- Location: County Donegal
- Coordinates: 55°6′43″N 7°50′15″W﻿ / ﻿55.11194°N 7.83750°W
- Lake type: Glacial lake
- Primary inflows: Owencarrow River
- Primary outflows: Lackagh River
- Catchment area: 124.22 km^{2} (48.0 sq mi)
- Basin countries: Ireland
- Max. length: 3.4 km (2 mi)
- Max. width: 0.5 km (0.3 mi)
- Surface area: 1.68 km^{2} (0.65 sq mi)
- Average depth: 4.9 m (16 ft)
- Max. depth: 21 m (69 ft)
- Surface elevation: 27 m (89 ft)

= Glen Lough =

Lake in County Donegal, Ireland

Glen Lough is a freshwater lake in the northwest of Ireland. It is located in north County Donegal near the village of Creeslough.

==Geography==
Glen Lough is about 5 km east of Creeslough. It measures about 3 km long and 0.5 km wide and lies just north of Lough Beagh and Glenveagh National Park.
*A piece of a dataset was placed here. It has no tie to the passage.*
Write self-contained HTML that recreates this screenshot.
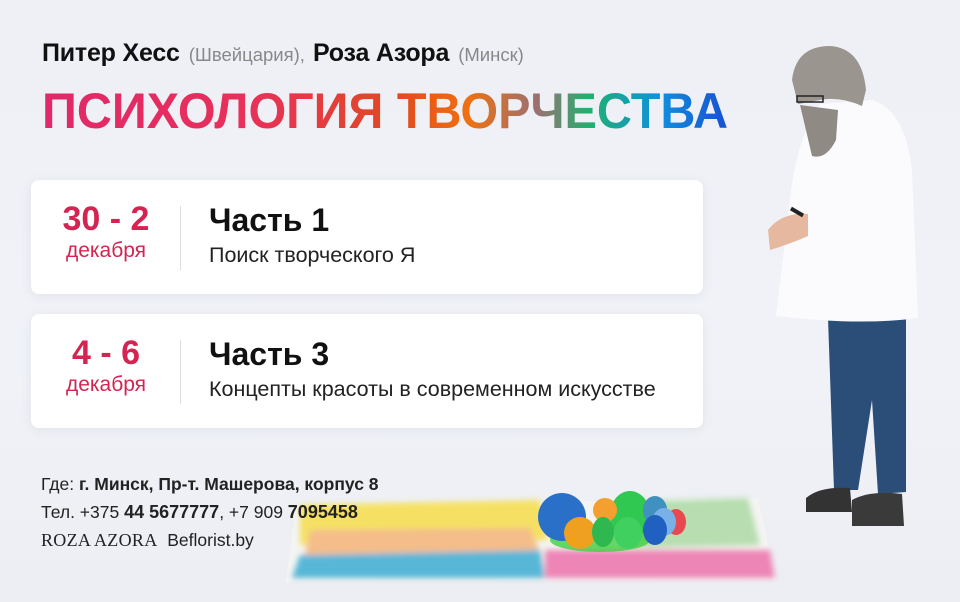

The Derryveagh Mountains begin on the lake's western side and the Glendowan Mountains begin on the lake's southern end.

==Hydrology==
Glen Lough is fed mainly by the Owencarrow River entering at its southern end. The lake drains northwards into the Lackagh River, which in turn enters Sheephaven Bay. The Owencarrow connects the lake with its southern neighbour, Lough Beagh.

==Natural history==
Fish species in Glen Lough include brown trout (including sea trout), Arctic char, salmon, minnow and the critically endangered European eel.